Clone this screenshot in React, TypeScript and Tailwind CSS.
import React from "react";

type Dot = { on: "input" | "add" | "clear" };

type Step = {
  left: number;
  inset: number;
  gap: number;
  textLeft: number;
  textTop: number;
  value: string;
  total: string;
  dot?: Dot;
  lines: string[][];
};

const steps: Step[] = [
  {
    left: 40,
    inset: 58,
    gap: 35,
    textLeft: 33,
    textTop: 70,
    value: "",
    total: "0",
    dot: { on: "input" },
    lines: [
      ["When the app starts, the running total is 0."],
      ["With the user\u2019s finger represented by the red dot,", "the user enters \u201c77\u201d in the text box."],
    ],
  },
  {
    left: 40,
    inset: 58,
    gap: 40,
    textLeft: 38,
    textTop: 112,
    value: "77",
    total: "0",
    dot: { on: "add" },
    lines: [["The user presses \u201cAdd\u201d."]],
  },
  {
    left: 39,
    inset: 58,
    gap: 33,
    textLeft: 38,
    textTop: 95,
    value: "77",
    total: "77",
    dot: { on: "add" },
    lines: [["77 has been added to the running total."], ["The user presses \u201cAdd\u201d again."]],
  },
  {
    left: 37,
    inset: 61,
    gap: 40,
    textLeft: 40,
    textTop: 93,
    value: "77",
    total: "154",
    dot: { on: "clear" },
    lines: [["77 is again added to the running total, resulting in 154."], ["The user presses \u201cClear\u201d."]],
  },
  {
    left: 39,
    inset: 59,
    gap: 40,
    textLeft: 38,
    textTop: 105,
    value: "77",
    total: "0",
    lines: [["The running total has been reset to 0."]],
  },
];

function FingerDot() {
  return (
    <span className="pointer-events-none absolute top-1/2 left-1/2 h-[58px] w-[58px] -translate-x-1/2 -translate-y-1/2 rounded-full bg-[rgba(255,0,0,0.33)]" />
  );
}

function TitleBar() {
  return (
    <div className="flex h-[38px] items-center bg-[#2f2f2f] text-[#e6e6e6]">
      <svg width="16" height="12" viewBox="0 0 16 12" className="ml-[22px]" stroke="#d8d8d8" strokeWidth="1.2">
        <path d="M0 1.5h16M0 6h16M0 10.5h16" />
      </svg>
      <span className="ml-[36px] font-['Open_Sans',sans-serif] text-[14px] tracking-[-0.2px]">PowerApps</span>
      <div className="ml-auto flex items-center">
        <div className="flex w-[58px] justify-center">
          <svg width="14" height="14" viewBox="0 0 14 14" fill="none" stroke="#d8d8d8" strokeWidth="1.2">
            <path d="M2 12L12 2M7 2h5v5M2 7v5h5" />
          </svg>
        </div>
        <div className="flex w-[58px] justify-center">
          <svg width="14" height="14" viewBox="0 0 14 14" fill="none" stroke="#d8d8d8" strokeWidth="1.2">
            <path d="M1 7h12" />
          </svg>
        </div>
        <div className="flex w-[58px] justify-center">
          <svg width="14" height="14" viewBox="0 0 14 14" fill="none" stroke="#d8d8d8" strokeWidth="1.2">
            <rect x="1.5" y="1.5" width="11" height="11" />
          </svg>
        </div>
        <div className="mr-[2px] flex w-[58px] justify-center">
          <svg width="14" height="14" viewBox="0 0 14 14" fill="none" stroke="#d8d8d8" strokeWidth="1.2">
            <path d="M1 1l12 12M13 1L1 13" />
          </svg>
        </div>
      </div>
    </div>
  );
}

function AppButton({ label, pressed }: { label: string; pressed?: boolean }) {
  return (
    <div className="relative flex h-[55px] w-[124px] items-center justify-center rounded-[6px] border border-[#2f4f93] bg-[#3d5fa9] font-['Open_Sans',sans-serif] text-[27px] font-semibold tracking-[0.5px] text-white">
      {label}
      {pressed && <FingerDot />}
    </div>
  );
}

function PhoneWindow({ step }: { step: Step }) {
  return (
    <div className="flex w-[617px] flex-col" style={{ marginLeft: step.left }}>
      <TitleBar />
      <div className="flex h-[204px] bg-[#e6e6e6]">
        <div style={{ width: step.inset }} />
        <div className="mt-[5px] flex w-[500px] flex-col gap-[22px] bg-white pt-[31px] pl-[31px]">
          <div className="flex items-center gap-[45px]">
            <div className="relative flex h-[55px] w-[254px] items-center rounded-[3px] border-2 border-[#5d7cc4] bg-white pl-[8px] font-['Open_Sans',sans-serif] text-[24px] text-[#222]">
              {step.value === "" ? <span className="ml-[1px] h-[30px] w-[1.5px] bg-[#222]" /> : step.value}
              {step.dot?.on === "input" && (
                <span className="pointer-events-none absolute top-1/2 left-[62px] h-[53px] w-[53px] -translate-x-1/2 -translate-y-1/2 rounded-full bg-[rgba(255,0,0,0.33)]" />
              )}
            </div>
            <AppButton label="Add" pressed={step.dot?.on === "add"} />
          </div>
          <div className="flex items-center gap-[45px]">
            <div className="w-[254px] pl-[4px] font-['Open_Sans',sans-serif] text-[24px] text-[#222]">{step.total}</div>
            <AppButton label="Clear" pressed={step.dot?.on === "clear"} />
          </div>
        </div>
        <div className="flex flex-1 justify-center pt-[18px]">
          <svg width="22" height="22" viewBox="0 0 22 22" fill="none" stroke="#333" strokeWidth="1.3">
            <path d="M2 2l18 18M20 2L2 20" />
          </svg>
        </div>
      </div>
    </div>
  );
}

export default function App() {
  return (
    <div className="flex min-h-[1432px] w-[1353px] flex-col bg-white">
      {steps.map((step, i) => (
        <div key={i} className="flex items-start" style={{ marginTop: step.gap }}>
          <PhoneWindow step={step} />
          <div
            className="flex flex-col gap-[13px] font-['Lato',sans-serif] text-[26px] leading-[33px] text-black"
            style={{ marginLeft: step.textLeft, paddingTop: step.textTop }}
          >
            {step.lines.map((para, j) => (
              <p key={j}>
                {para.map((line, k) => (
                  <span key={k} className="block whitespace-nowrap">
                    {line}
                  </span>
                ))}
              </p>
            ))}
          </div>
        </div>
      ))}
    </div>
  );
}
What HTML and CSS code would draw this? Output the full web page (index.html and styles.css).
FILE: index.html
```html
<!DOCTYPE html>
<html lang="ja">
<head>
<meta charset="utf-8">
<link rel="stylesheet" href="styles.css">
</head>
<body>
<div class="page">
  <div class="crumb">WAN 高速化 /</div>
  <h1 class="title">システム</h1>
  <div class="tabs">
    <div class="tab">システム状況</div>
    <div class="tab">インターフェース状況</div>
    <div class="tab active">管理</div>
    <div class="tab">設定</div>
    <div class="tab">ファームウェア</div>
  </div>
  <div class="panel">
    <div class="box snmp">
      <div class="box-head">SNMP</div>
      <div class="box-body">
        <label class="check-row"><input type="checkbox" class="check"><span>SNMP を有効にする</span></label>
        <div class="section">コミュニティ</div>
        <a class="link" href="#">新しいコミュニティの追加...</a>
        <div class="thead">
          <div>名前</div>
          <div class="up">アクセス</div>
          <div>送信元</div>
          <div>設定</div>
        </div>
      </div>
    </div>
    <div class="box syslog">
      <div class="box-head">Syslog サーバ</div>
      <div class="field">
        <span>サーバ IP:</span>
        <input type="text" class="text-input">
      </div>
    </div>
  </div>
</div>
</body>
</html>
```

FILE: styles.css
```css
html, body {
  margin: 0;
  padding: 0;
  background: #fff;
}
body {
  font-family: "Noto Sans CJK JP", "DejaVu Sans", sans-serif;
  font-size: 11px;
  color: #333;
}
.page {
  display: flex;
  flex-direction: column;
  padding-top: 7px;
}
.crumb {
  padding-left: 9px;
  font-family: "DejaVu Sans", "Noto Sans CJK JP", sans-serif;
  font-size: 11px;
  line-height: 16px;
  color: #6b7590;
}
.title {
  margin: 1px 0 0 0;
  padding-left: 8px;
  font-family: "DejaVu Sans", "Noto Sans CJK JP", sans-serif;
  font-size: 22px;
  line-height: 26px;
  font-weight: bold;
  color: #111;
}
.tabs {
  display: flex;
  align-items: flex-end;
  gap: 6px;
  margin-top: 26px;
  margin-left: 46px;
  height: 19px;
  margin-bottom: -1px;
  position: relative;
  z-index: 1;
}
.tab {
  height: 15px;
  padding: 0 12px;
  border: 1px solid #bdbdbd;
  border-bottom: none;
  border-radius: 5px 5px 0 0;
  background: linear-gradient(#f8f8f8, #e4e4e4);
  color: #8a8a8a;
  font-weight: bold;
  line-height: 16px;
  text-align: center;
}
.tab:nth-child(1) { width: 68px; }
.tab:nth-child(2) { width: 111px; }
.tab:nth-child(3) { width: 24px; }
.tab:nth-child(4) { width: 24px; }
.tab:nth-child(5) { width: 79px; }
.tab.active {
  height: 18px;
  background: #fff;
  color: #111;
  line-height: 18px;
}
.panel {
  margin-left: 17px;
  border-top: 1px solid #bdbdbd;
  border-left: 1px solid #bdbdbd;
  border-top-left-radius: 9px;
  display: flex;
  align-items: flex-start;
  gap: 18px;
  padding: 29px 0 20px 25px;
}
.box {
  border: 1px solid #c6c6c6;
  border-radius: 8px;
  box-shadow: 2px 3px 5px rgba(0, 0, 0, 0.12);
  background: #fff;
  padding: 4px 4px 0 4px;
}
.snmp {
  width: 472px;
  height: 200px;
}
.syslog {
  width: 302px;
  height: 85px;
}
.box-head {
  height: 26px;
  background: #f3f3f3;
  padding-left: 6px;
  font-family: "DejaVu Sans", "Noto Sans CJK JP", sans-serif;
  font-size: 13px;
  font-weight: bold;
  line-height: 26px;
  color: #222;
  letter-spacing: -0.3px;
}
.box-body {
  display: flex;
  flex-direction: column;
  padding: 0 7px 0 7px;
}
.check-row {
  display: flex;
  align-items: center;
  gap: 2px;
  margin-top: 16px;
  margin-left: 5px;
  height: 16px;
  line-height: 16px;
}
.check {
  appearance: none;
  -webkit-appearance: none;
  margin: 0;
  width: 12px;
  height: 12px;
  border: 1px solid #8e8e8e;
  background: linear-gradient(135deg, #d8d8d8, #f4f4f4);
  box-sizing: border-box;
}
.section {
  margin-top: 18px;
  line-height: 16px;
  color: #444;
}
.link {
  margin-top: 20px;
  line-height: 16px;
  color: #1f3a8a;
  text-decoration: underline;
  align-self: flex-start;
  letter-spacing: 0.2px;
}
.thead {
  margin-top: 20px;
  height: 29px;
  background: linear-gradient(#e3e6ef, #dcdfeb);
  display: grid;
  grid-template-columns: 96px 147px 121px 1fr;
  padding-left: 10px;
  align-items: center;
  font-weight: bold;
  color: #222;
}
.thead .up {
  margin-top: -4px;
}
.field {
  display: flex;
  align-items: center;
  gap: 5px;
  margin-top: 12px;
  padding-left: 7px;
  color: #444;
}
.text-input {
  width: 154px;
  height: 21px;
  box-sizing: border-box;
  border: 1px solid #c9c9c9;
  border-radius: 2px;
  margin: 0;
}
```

⁂

Identify and extract each line of the listing that contains "page".

What HTML and CSS code would draw this? Output the full web page (index.html and styles.css).
<div class="page">
.page {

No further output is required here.